Let’s talk aftermarket upgrades. Is it possible to increase RAM and disk capacity in the M1 machines? The short answer is no, but possibly yes. Confusing, I know. The SDRAM and SSD components are soldered onto the main board. This makes upgrades incredibly difficult. Apple itself does neither perform nor recommend it. According to reports earlier this year, Chinese technicians have successfully performed both RAM and disk upgrades on the M1 models. Perhaps we will see inofficial M1 modding/upgrade services offered by shops in Asia soon. Given the inherent risks, voiding your warranty is probably the least of your concerns with this procedure. Another thing I didn’t like is the MacBook keyboard. It is ultraflat and squishy. My bi-lingual keyboard has keys with English and Thai characters appearing in the same font and colour, which is visually extremely confusing. On the positive side, the gimmicky touch bar has disappeared and made way for full-size function keys.

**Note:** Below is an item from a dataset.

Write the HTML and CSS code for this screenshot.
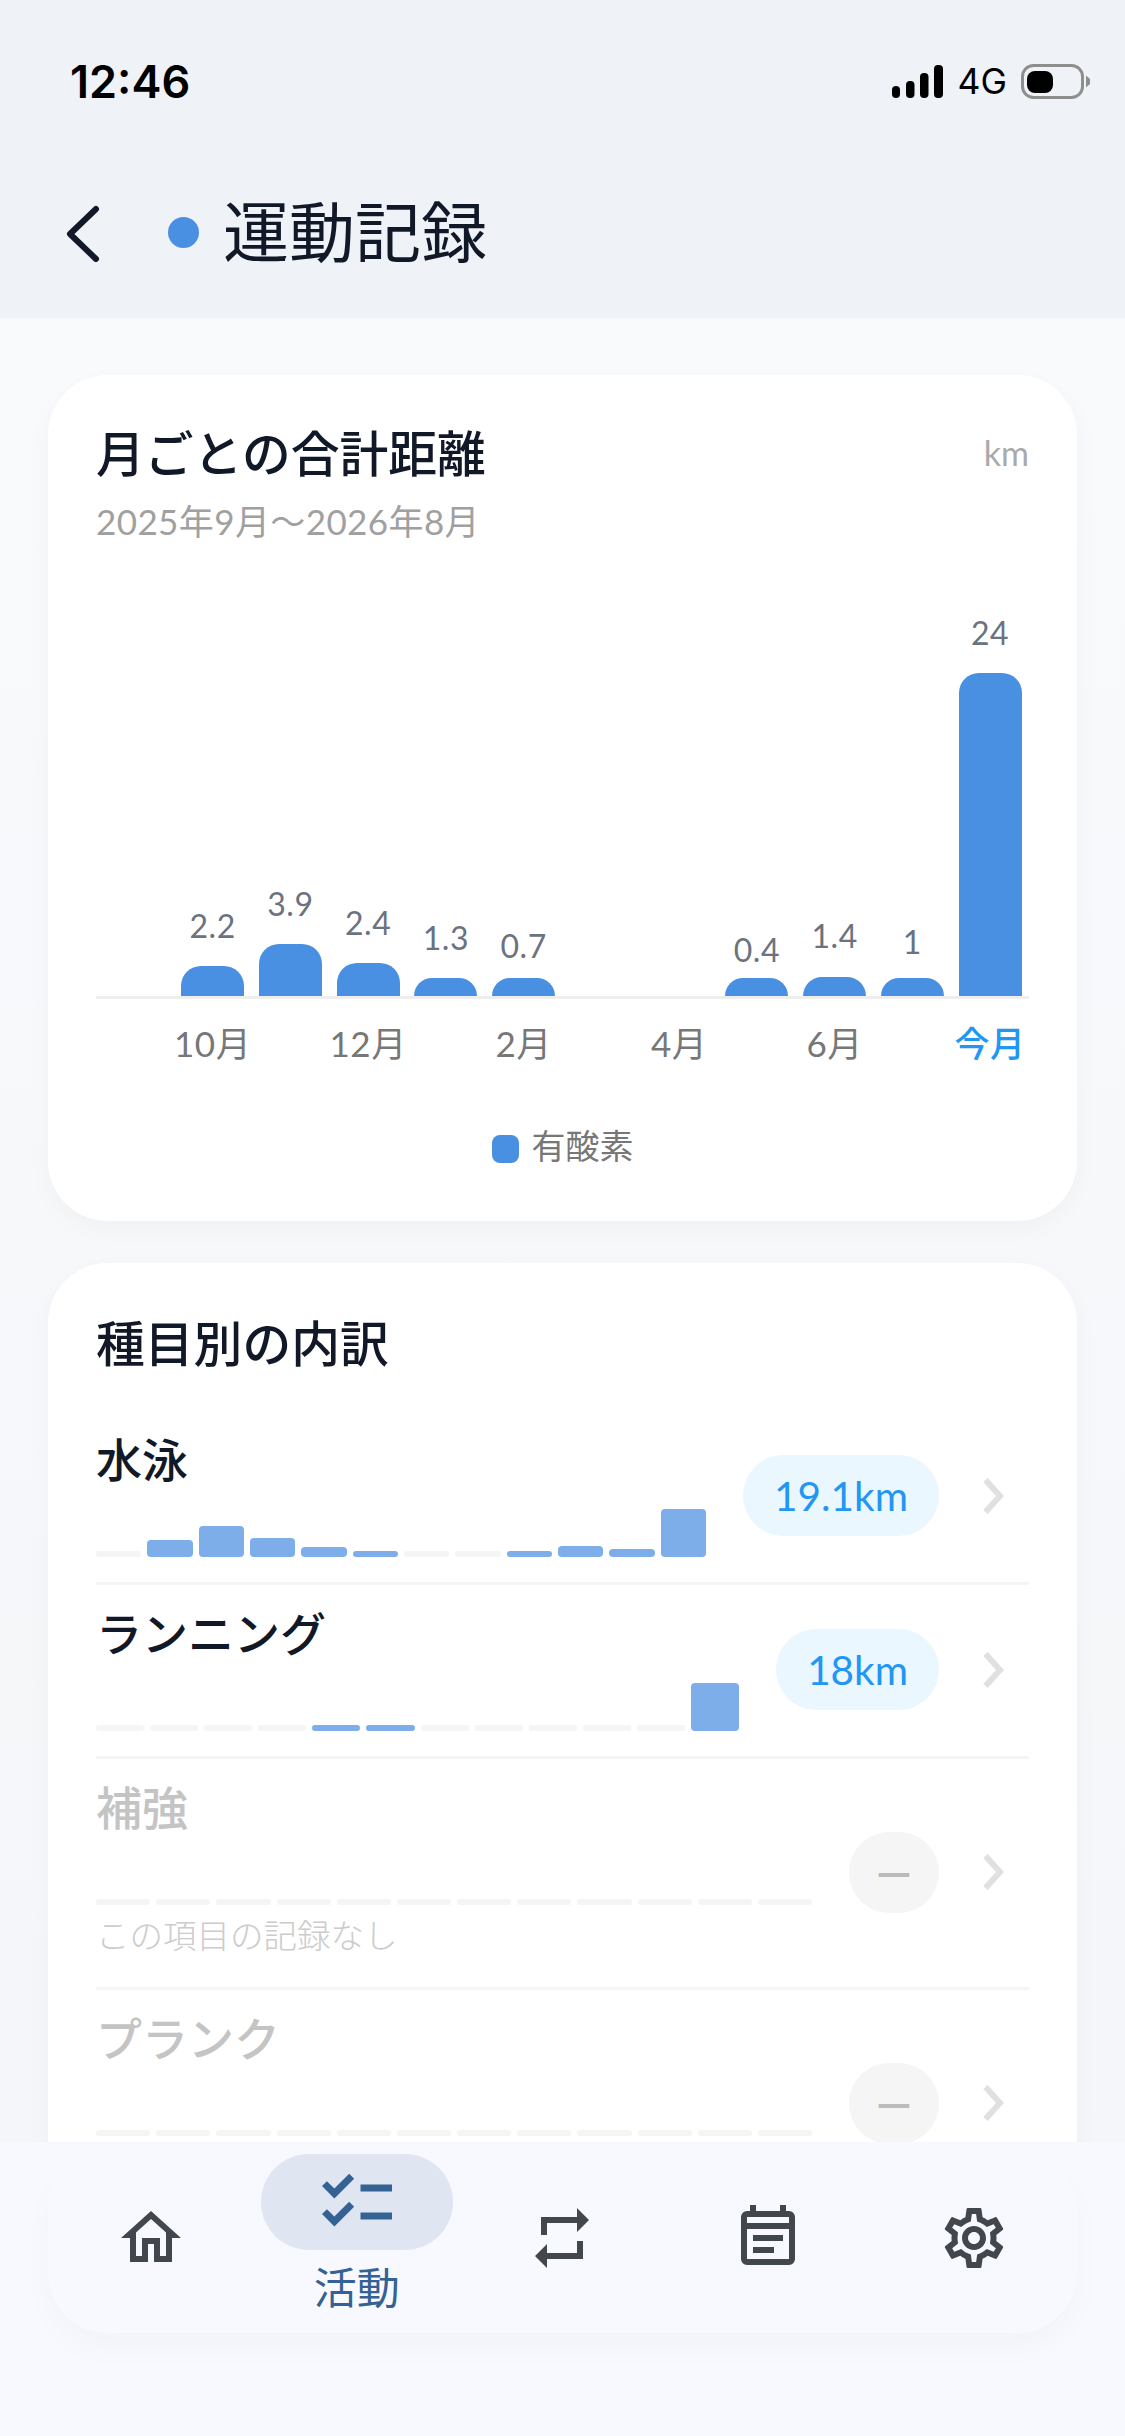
FILE: index.html
```html
<!DOCTYPE html>
<html lang="ja">

<head>
<meta charset="UTF-8" />
<title>運動記録</title>
<meta name="viewport" content="width=device-width" />
<link rel="stylesheet" href="styles.css">
</head>

<body>

<header class="topArea">
	<div class="statusBar">
		<span class="clock">12:46</span>
		<div class="statusIcons">
			<svg class="signal" width="52" height="33" viewBox="0 0 52 33" fill="#000">
				<rect x="0" y="21" width="8" height="12" rx="4"/>
				<rect x="14" y="16" width="8.5" height="17" rx="4"/>
				<rect x="28" y="8" width="8.5" height="25" rx="4"/>
				<rect x="42" y="0" width="9" height="33" rx="4"/>
			</svg>
			<span class="netType">4G</span>
			<svg class="battery" width="70" height="35" viewBox="0 0 70 35">
				<rect x="1.5" y="1.5" width="60" height="32" rx="11" fill="none" stroke="#8e8e8e" stroke-width="3"/>
				<rect x="6" y="7" width="26" height="22" rx="8" fill="#000"/>
				<path d="M65 11.5 L69 15 V20 L65 23.5 Z" fill="#8e8e8e"/>
			</svg>
		</div>
	</div>
	<div class="titleBar">
		<svg class="backIcon" width="36" height="60" viewBox="0 0 36 60">
			<path d="M31 7 L5 32 L31 57" fill="none" stroke="#111827" stroke-width="6" stroke-linecap="round" stroke-linejoin="round"/>
		</svg>
		<span class="titleDot"></span>
		<h1 class="pageTitle">運動記録</h1>
	</div>
</header>

<main class="content">

	<section class="card chartCard">
		<div class="cardHead">
			<h2 class="cardTitle">月ごとの合計距離</h2>
			<span class="unit">km</span>
		</div>
		<p class="period">2025年9月〜2026年8月</p>

		<div class="bars">
			<div class="barCol"></div>
			<div class="barCol"><span class="barValue">2.2</span><div class="bar" style="height:30px"></div></div>
			<div class="barCol"><span class="barValue">3.9</span><div class="bar" style="height:52px"></div></div>
			<div class="barCol"><span class="barValue">2.4</span><div class="bar" style="height:33px"></div></div>
			<div class="barCol"><span class="barValue">1.3</span><div class="bar" style="height:18px"></div></div>
			<div class="barCol"><span class="barValue" style="margin-bottom:14px">0.7</span><div class="bar" style="height:18px"></div></div>
			<div class="barCol"></div>
			<div class="barCol"></div>
			<div class="barCol"><span class="barValue" style="margin-bottom:10px">0.4</span><div class="bar" style="height:18px"></div></div>
			<div class="barCol"><span class="barValue" style="margin-bottom:23px">1.4</span><div class="bar" style="height:19px"></div></div>
			<div class="barCol"><span class="barValue" style="margin-bottom:18px">1</span><div class="bar" style="height:18px"></div></div>
			<div class="barCol"><span class="barValue">24</span><div class="bar" style="height:323px"></div></div>
		</div>
		<div class="months">
			<span></span><span>10月</span>
			<span></span><span>12月</span>
			<span></span><span>2月</span>
			<span></span><span>4月</span>
			<span></span><span>6月</span>
			<span></span><span class="thisMonth">今月</span>
		</div>
		<div class="legend"><i class="legendMark"></i>有酸素</div>
	</section>

	<section class="card breakdownCard">
		<h2 class="cardTitle breakdownTitle">種目別の内訳</h2>

		<div class="row">
			<div class="rowMain">
				<div class="rowName">水泳</div>
				<div class="miniBars">
					<i></i>
					<i class="on" style="height:17px"></i>
					<i class="on" style="height:31px"></i>
					<i class="on" style="height:19px"></i>
					<i class="on" style="height:10px"></i>
					<i class="on"></i>
					<i></i>
					<i></i>
					<i class="on"></i>
					<i class="on" style="height:11px"></i>
					<i class="on" style="height:8px"></i>
					<i class="on" style="height:48px"></i>
				</div>
			</div>
			<span class="pill">19.1km</span>
			<svg class="chevron" width="21" height="36" viewBox="0 0 21 36"><path d="M2.5 2 L17 18 L2.5 34" fill="none" stroke="#e0e0e0" stroke-width="6"/></svg>
		</div>

		<div class="row">
			<div class="rowMain">
				<div class="rowName">ランニング</div>
				<div class="miniBars">
					<i></i><i></i><i></i><i></i>
					<i class="on"></i>
					<i class="on"></i>
					<i></i><i></i><i></i><i></i><i></i>
					<i class="on" style="height:48px"></i>
				</div>
			</div>
			<span class="pill">18km</span>
			<svg class="chevron" width="21" height="36" viewBox="0 0 21 36"><path d="M2.5 2 L17 18 L2.5 34" fill="none" stroke="#e0e0e0" stroke-width="6"/></svg>
		</div>

		<div class="row empty">
			<div class="rowMain">
				<div class="rowName">補強</div>
				<div class="miniBars">
					<i></i><i></i><i></i><i></i><i></i><i></i><i></i><i></i><i></i><i></i><i></i><i></i>
				</div>
				<div class="noRecord">この項目の記録なし</div>
			</div>
			<span class="pill">—</span>
			<svg class="chevron" width="21" height="36" viewBox="0 0 21 36"><path d="M2.5 2 L17 18 L2.5 34" fill="none" stroke="#e0e0e0" stroke-width="6"/></svg>
		</div>

		<div class="row empty">
			<div class="rowMain">
				<div class="rowName">プランク</div>
				<div class="miniBars">
					<i></i><i></i><i></i><i></i><i></i><i></i><i></i><i></i><i></i><i></i><i></i><i></i>
				</div>
			</div>
			<span class="pill">—</span>
			<svg class="chevron" width="21" height="36" viewBox="0 0 21 36"><path d="M2.5 2 L17 18 L2.5 34" fill="none" stroke="#e0e0e0" stroke-width="6"/></svg>
		</div>
	</section>

</main>

<nav class="bottomArea">
	<div class="tabBar">
		<div class="tab">
			<svg width="72" height="72" viewBox="0 0 24 24" fill="#42474e"><path d="M12 5.69l5 4.5V18h-2v-6H9v6H7v-7.81l5-4.5M12 3L2 12h3v8h6v-6h2v6h6v-8h3L12 3z"/></svg>
		</div>
		<div class="tab active">
			<div class="tabPill">
				<svg width="84" height="84" viewBox="0 0 24 24" fill="#356294"><path d="M22 7h-9v2h9V7zm0 8h-9v2h9v-2zM5.54 11 2 7.46l1.41-1.41 2.12 2.12 4.24-4.24 1.41 1.41L5.54 11zm0 8L2 15.46l1.41-1.41 2.12 2.12 4.24-4.24 1.41 1.41L5.54 19z"/></svg>
			</div>
			<span class="tabLabel">活動</span>
		</div>
		<div class="tab">
			<svg width="72" height="72" viewBox="0 0 24 24" fill="#42474e"><path d="M7 7h10v3l4-4-4-4v3H5v6h2V7zm10 10H7v-3l-4 4 4 4v-3h12v-6h-2v4z"/></svg>
		</div>
		<div class="tab">
			<svg width="72" height="72" viewBox="0 0 24 24" fill="#42474e" fill-rule="evenodd"><path d="M7 11h10v2H7zM7 15h7v2H7zM19 3h-1V1h-2v2H8V1H6v2H5a2 2 0 0 0-2 2v14a2 2 0 0 0 2 2h14a2 2 0 0 0 2-2V5a2 2 0 0 0-2-2zM5 5h14v2H5zM5 9h14v10H5z"/></svg>
		</div>
		<div class="tab">
			<svg width="72" height="72" viewBox="0 0 24 24" fill="#42474e"><path d="M19.43 12.98c.04-.32.07-.64.07-.98 0-.34-.03-.66-.07-.98l2.11-1.65c.19-.15.24-.42.12-.64l-2-3.46c-.09-.16-.26-.25-.44-.25-.06 0-.12.01-.17.03l-2.49 1c-.52-.4-1.08-.73-1.69-.98l-.38-2.65C14.46 2.18 14.25 2 14 2h-4c-.25 0-.46.18-.49.42l-.38 2.65c-.61.25-1.17.59-1.69.98l-2.49-1c-.06-.02-.12-.03-.18-.03-.17 0-.34.09-.43.25l-2 3.46c-.13.22-.07.49.12.64l2.11 1.65c-.04.32-.07.65-.07.98 0 .33.03.66.07.98l-2.11 1.65c-.19.15-.24.42-.12.64l2 3.46c.09.16.26.25.44.25.06 0 .12-.01.17-.03l2.49-1c.52.4 1.08.73 1.69.98l.38 2.65c.03.24.24.42.49.42h4c.25 0 .46-.18.49-.42l.38-2.65c.61-.25 1.17-.59 1.69-.98l2.49 1c.06.02.12.03.18.03.17 0 .34-.09.43-.25l2-3.46c.12-.22.07-.49-.12-.64l-2.11-1.65zm-1.98-1.71c.04.31.05.52.05.73 0 .21-.02.43-.05.73l-.14 1.13.89.7 1.08.84-.7 1.21-1.27-.51-1.04-.42-.9.68c-.43.32-.84.56-1.25.73l-1.06.43-.16 1.13-.2 1.35h-1.4l-.19-1.35-.16-1.13-1.06-.43c-.43-.18-.83-.41-1.23-.71l-.91-.7-1.06.43-1.27.51-.7-1.21 1.08-.84.89-.7-.14-1.13c-.03-.31-.05-.54-.05-.74s.02-.43.05-.73l.14-1.13-.89-.7-1.08-.84.7-1.21 1.27.51 1.04.42.9-.68c.43-.32.84-.56 1.25-.73l1.06-.43.16-1.13.2-1.35h1.39l.19 1.35.16 1.13 1.06.43c.43.18.83.41 1.23.71l.91.7 1.06-.43 1.27-.51.7 1.21-1.07.85-.89.7.14 1.13zM12 8c-2.21 0-4 1.79-4 4s1.79 4 4 4 4-1.79 4-4-1.79-4-4-4zm0 6c-1.1 0-2-.9-2-2s.9-2 2-2 2 .9 2 2-.9 2-2 2z"/></svg>
		</div>
	</div>
</nav>

</body>
</html>
```

FILE: styles.css
```css
* {
box-sizing: border-box;
}

html, body {
margin: 0;
padding: 0;
}

body {
width: 1125px;
height: 2436px;
overflow: hidden;
display: flex;
flex-direction: column;
background: #f9fafc;
color: #111827;
font-family: Lato, "Noto Sans CJK JP", sans-serif;
}

h1, h2, p {
margin: 0;
font-weight: normal;
}

/* top area */
.topArea {
height: 318px;
flex: none;
padding-top: 65px;
background: #eff2f7;
}

.statusBar {
display: flex;
justify-content: space-between;
align-items: center;
height: 33px;
padding: 0 34px 0 70px;
font-family: Inter, sans-serif;
color: #000;
}

.clock {
font-size: 45px;
font-weight: 600;
}

.statusIcons {
display: flex;
align-items: center;
gap: 14px;
}

.netType {
font-size: 35.5px;
}

.titleBar {
display: flex;
align-items: center;
height: 60px;
margin-top: 104px;
padding-left: 65px;
}

.backIcon {
flex: none;
}

.titleDot {
width: 31px;
height: 31px;
margin-left: 67px;
border-radius: 50%;
background: #4a90e2;
}

.pageTitle {
margin-left: 24px;
font-size: 66px;
line-height: 60px;
}

/* cards */
.content {
flex: 1;
min-height: 0;
overflow: hidden;
padding: 57px 48px 0;
background: linear-gradient(#f9fafc, #f5f6f9);
}

.card {
padding: 48px;
border-radius: 60px;
background: #fff;
box-shadow: 0 8px 24px rgba(0, 0, 0, 0.03);
}

.cardHead {
display: flex;
justify-content: space-between;
align-items: center;
}

.cardTitle {
font-size: 48.8px;
line-height: 60px;
font-weight: 500;
}

.unit {
font-size: 34px;
line-height: 60px;
color: #aaa;
}

.period {
margin-top: 15px;
font-size: 35px;
line-height: 46px;
letter-spacing: 0.4px;
color: #a0a0a0;
}

/* month chart */
.chartCard {
padding-bottom: 53px;
margin-bottom: 42px;
}

.bars {
display: grid;
grid-template-columns: repeat(12, 1fr);
height: 455px;
border-bottom: 3px solid #eee;
}

.barCol {
display: flex;
flex-direction: column;
justify-content: flex-end;
align-items: center;
}

.barValue {
margin-bottom: 22px;
font-size: 32px;
line-height: 36px;
letter-spacing: 0.5px;
color: #6b7280;
}

.bar {
width: 63px;
border-radius: 20px 20px 0 0;
background: #4a90e2;
}

.months {
display: grid;
grid-template-columns: repeat(12, 1fr);
margin-top: 22px;
font-size: 35px;
line-height: 44px;
letter-spacing: 0.5px;
color: #777;
text-align: center;
}

.thisMonth {
color: #2196f3;
font-weight: 500;
}

.legend {
display: flex;
justify-content: center;
align-items: center;
gap: 13px;
margin-top: 59px;
font-size: 34px;
line-height: 44px;
color: #777;
}

.legendMark {
width: 27px;
height: 28px;
margin-top: 5px;
border-radius: 8px;
background: #4a90e2;
}

/* breakdown */
.breakdownCard {
padding-top: 50px;
}

.breakdownTitle {
margin-bottom: 38px;
}

.row {
display: flex;
align-items: center;
padding: 25px 0;
border-bottom: 3px solid #f5f5f5;
}

.rowMain {
flex: 1;
align-self: flex-start;
min-width: 0;
margin-right: 37px;
}

.rowName {
font-size: 46px;
line-height: 48px;
font-weight: 500;
}

.miniBars {
display: flex;
align-items: flex-end;
gap: 6px;
height: 50px;
margin-top: 23px;
}

.miniBars i {
flex: 1;
height: 6px;
border-radius: 4px;
background: #f5f5f5;
}

.miniBars .on {
background: #7eaee9;
}

.pill {
flex: none;
height: 81px;
margin-bottom: 2px;
padding: 0 31px;
border-radius: 41px;
background: #ebf7fe;
color: #2196f3;
font-size: 40.5px;
line-height: 81px;
}

.chevron {
flex: none;
margin: 0 25px 2px 44px;
}

.empty {
min-height: 231px;
}

.empty .rowName {
color: #c4c4c4;
}

.empty .pill {
width: 90px;
padding: 0;
background: #f5f5f5;
color: #bbb;
font-size: 45px;
font-weight: 700;
text-align: center;
}

.noRecord {
margin: 8px 0 5px;
font-size: 33.5px;
line-height: 44px;
color: #ccc;
font-weight: 300;
}

/* bottom tabs */
.bottomArea {
height: 294px;
flex: none;
padding-top: 8px;
background: #f8f9fe;
position: relative;
}

.tabBar {
display: grid;
grid-template-columns: repeat(5, 1fr);
align-items: center;
height: 183px;
margin: 0 48px;
padding-bottom: 7px;
border-radius: 60px;
background: #f8f9ff;
box-shadow: 0 16px 32px rgba(0, 0, 0, 0.025);
}

.tab {
display: flex;
flex-direction: column;
align-items: center;
}

.tabPill {
display: flex;
justify-content: center;
align-items: center;
width: 192px;
height: 96px;
border-radius: 48px;
background: #dfe5f1;
}

.tabLabel {
margin: 15px 0 11px;
font-size: 43px;
line-height: 46px;
color: #356294;
}
```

Would I recommend a M1 MacBook for development? Yes, certainly. If your work involves media creation, design, or any creative work even more so. Even for us “regular” developers who mainly deal with code, compilers, databases, diagrams, specifications and such, the M1 MacBook is very suitable unless your work is somehow tied to the x86 architecture. Would I prefer a MacBook for development? To be honest, I still prefer a high-end Linux machine. There are three reasons for that: (1) I can customise a Linux computer exactly to my needs, (2) it is more closely related to server environments, (3) I can pick, upgrade and expand the hardware as I wish. Finally, there is the price, which is steep for all M1 models. A high-end Thinkpad, Dell, or gaming laptop would cost less while offering similar or superior performance and configuration. The M1 Pro and Max models are premium laptops that come at a premium price.